Aim: Set down word for word the lines running from the line with "Generate a component" to the line with "type Row = [string, string, string];", ends included. Skip every picture.

Supplied records:

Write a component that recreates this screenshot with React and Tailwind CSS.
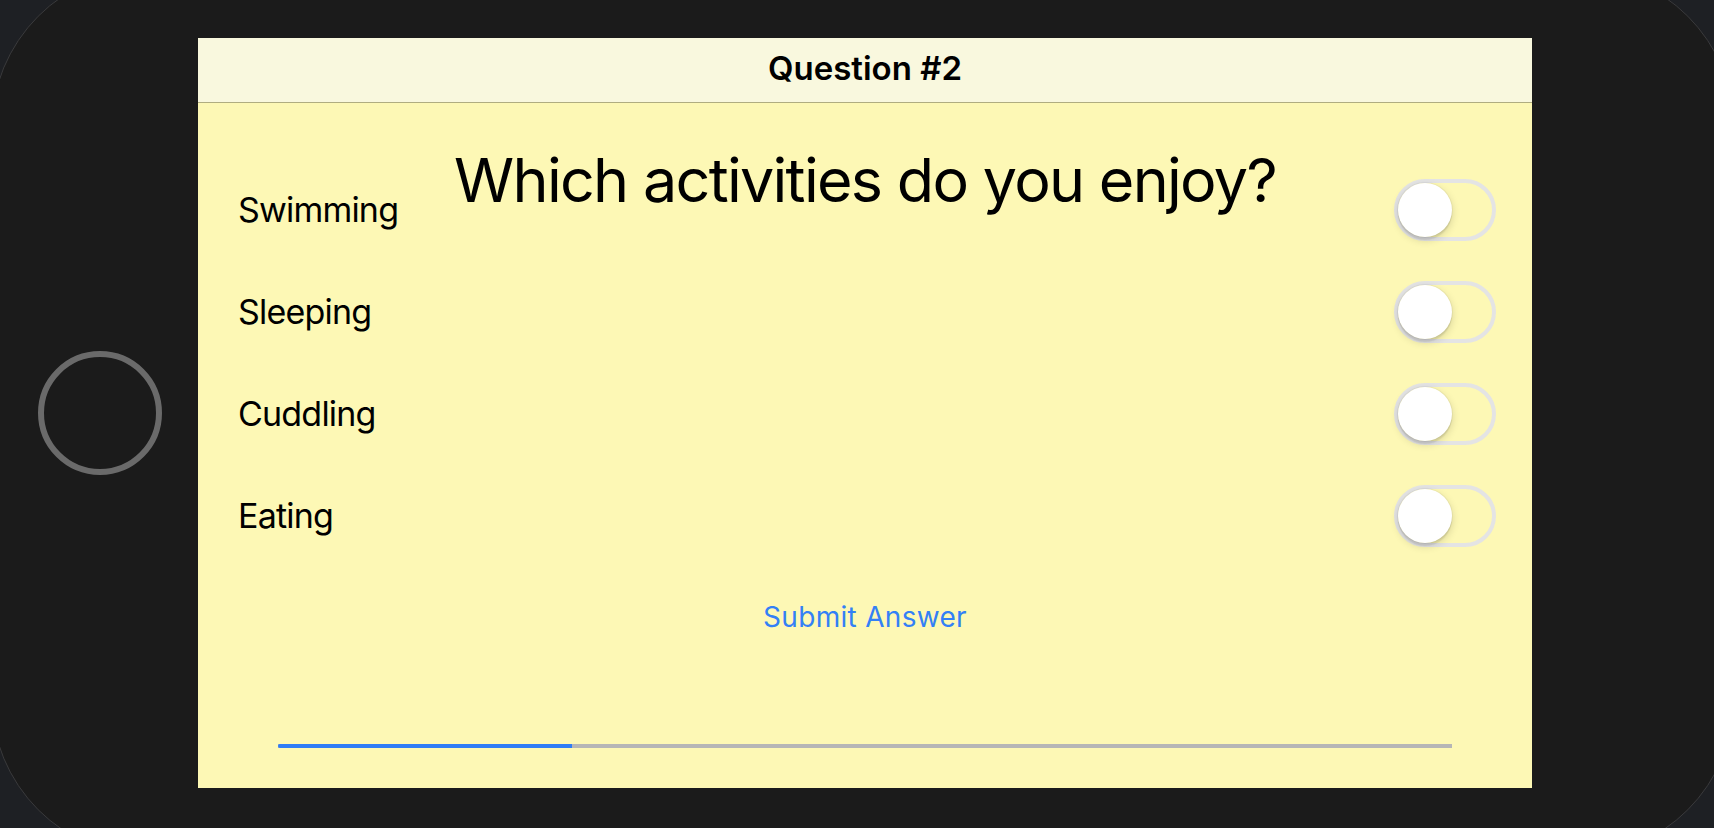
import React from "react";

const items = ["Swimming", "Sleeping", "Cuddling", "Eating"];

function Toggle() {
  return (
    <div className="w-[102px] h-[62px] rounded-full border-[4px] border-[#e4e4e4] flex items-center shrink-0">
      <div className="w-[54px] h-[54px] rounded-full bg-white shadow-[0_3px_8px_rgba(0,0,0,0.16),0_3px_1px_rgba(0,0,0,0.07),0_0_0_1px_rgba(0,0,0,0.04)]" />
    </div>
  );
}

export default function App() {
  return (
    <div
      className="h-[828px] w-full overflow-hidden bg-[#1e2024]"
      style={{ fontFamily: "Inter, 'Liberation Sans', sans-serif" }}
    >
      <div className="w-[1744px] h-[888px] -ml-[9px] -mt-[31px] rounded-[160px] border border-[#3a3a3c] bg-[#1b1b1b] flex items-center pl-[46px] gap-[36px]">
        <div className="w-[124px] h-[124px] rounded-full border-[6px] border-[#6a6a6a] shrink-0" />
        <div className="w-[1334px] h-[750px] flex flex-col bg-[#fdf8b5] shrink-0">
          <div className="h-[65px] flex items-center justify-center pb-[3px] bg-[#f9f8de] border-b border-[#b0ad80] shrink-0">
            <span className="text-[33px] leading-none font-semibold text-black">Question #2</span>
          </div>
          <div className="flex-1 flex flex-col">
            <div className="grid">
              <div className="col-start-1 row-start-1 justify-self-center self-start pt-[47px]">
                <span className="text-[61px] leading-none text-black tracking-[-1.7px]">
                  Which activities do you enjoy?
                </span>
              </div>
              <div className="col-start-1 row-start-1 flex flex-col gap-[40px] pt-[76px] pl-[40px] pr-[36px]">
                {items.map((t) => (
                  <div key={t} className="h-[62px] flex items-center justify-between">
                    <span className="text-[34px] leading-none text-black tracking-[-0.8px]">{t}</span>
                    <Toggle />
                  </div>
                ))}
              </div>
            </div>
            <div className="flex justify-center pt-[56px]">
              <span className="text-[28px] leading-none text-[#3380f6] tracking-[0.3px]">Submit Answer</span>
            </div>
            <div className="flex-1" />
            <div className="px-[80px] pb-[40px]">
              <div className="h-[4px] bg-[#b6b6b6] flex">
                <div className="w-[25%] h-full bg-[#2f7df6] rounded-l-full" />
              </div>
            </div>
          </div>
        </div>
      </div>
    </div>
  );
}
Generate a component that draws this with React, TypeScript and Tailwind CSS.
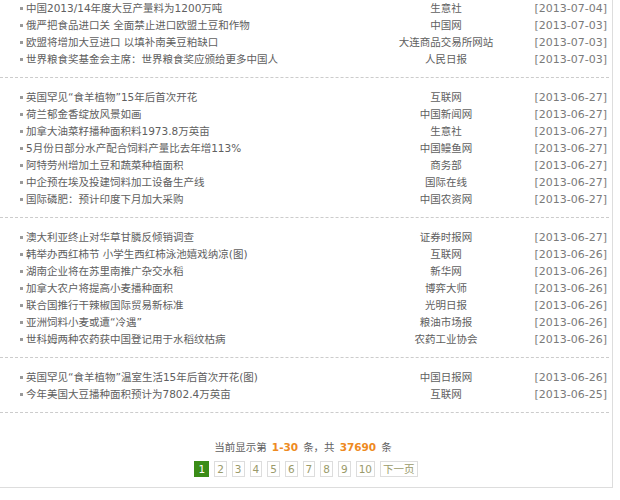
import React from "react";

type Row = [string, string, string];

const groups: Row[][] = [
  [
    ["中国2013/14年度大豆产量料为1200万吨", "生意社", "[2013-07-04]"],
    ["俄严把食品进口关 全面禁止进口欧盟土豆和作物", "中国网", "[2013-07-03]"],
    ["欧盟将增加大豆进口 以填补南美豆粕缺口", "大连商品交易所网站", "[2013-07-03]"],
    ["世界粮食奖基金会主席：世界粮食奖应颁给更多中国人", "人民日报", "[2013-07-03]"],
  ],
  [
    ["英国罕见“食羊植物”15年后首次开花", "互联网", "[2013-06-27]"],
    ["荷兰郁金香绽放风景如画", "中国新闻网", "[2013-06-27]"],
    ["加拿大油菜籽播种面积料1973.8万英亩", "生意社", "[2013-06-27]"],
    ["5月份日部分水产配合饲料产量比去年增113%", "中国鳗鱼网", "[2013-06-27]"],
    ["阿特劳州增加土豆和蔬菜种植面积", "商务部", "[2013-06-27]"],
    ["中企预在埃及投建饲料加工设备生产线", "国际在线", "[2013-06-27]"],
    ["国际磷肥：预计印度下月加大采购", "中国农资网", "[2013-06-27]"],
  ],
  [
    ["澳大利亚终止对华草甘膦反倾销调查", "证券时报网", "[2013-06-27]"],
    ["韩举办西红柿节 小学生西红柿泳池嬉戏纳凉(图)", "互联网", "[2013-06-26]"],
    ["湖南企业将在苏里南推广杂交水稻", "新华网", "[2013-06-26]"],
    ["加拿大农户将提高小麦播种面积", "博弈大师", "[2013-06-26]"],
    ["联合国推行干辣椒国际贸易新标准", "光明日报", "[2013-06-26]"],
    ["亚洲饲料小麦或遭“冷遇”", "粮油市场报", "[2013-06-26]"],
    ["世科姆两种农药获中国登记用于水稻纹枯病", "农药工业协会", "[2013-06-26]"],
  ],
  [
    ["英国罕见“食羊植物”温室生活15年后首次开花(图)", "中国日报网", "[2013-06-26]"],
    ["今年美国大豆播种面积预计为7802.4万英亩", "互联网", "[2013-06-25]"],
  ],
];

const pages = ["2", "3", "4", "5", "6", "7", "8", "9", "10", "下一页"];

export default function App() {
  return (
    <div
      className="w-[613px] bg-white border-r border-b border-[#dddddd] text-[10.5px] text-[#606060]"
      style={{ fontFamily: '"DejaVu Sans", "Noto Sans CJK SC", sans-serif' }}
    >
      {groups.map((g, gi) => (
        <ul
          key={gi}
          className={
            gi === 0
              ? "pb-[9px] border-b border-dashed border-[#cccccc] mr-[3px]"
              : "pt-[11px] pb-[9px] border-b border-dashed border-[#cccccc] mr-[3px]"
          }
        >
          {g.map((r, ri) => (
            <li key={ri} className="flex items-center h-[17px] leading-[17px]">
              <div className="flex-1 flex items-center pl-[20px] min-w-0">
                <span className="w-[3px] h-[3px] bg-[#999999] mr-[3px] shrink-0" />
                <span className="whitespace-nowrap">{r[0]}</span>
              </div>
              <div className="w-[150px] text-center whitespace-nowrap">{r[1]}</div>
              <div className="w-[88px] text-right pr-[2px] text-[11px] text-[#7a7a7a] whitespace-nowrap">
                {r[2]}
              </div>
            </li>
          ))}
        </ul>
      ))}
      <div className="pt-[26px] pb-[10px] flex flex-col items-center">
        <div className="h-[17px] leading-[17px] whitespace-nowrap pr-[6px]">
          当前显示第<span className="px-[5px] font-bold text-[#ee8a22]">1-30</span>条，共
          <span className="px-[5px] font-bold text-[#ee8a22]">37690</span>条
        </div>
        <div className="mt-[5px] flex gap-[5px]">
          <span className="h-[16px] leading-[14px] px-[3px] border border-[#3a8c17] bg-[#3a8c17] text-white">
            1
          </span>
          {pages.map((p) => (
            <span
              key={p}
              className="h-[16px] leading-[14px] px-[2px] border border-[#dddddd] text-[#9a9a6a]"
            >
              {p}
            </span>
          ))}
        </div>
      </div>
    </div>
  );
}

Expected answer:
Generate a component that draws this with React, TypeScript and Tailwind CSS.
import React from "react";

type Row = [string, string, string];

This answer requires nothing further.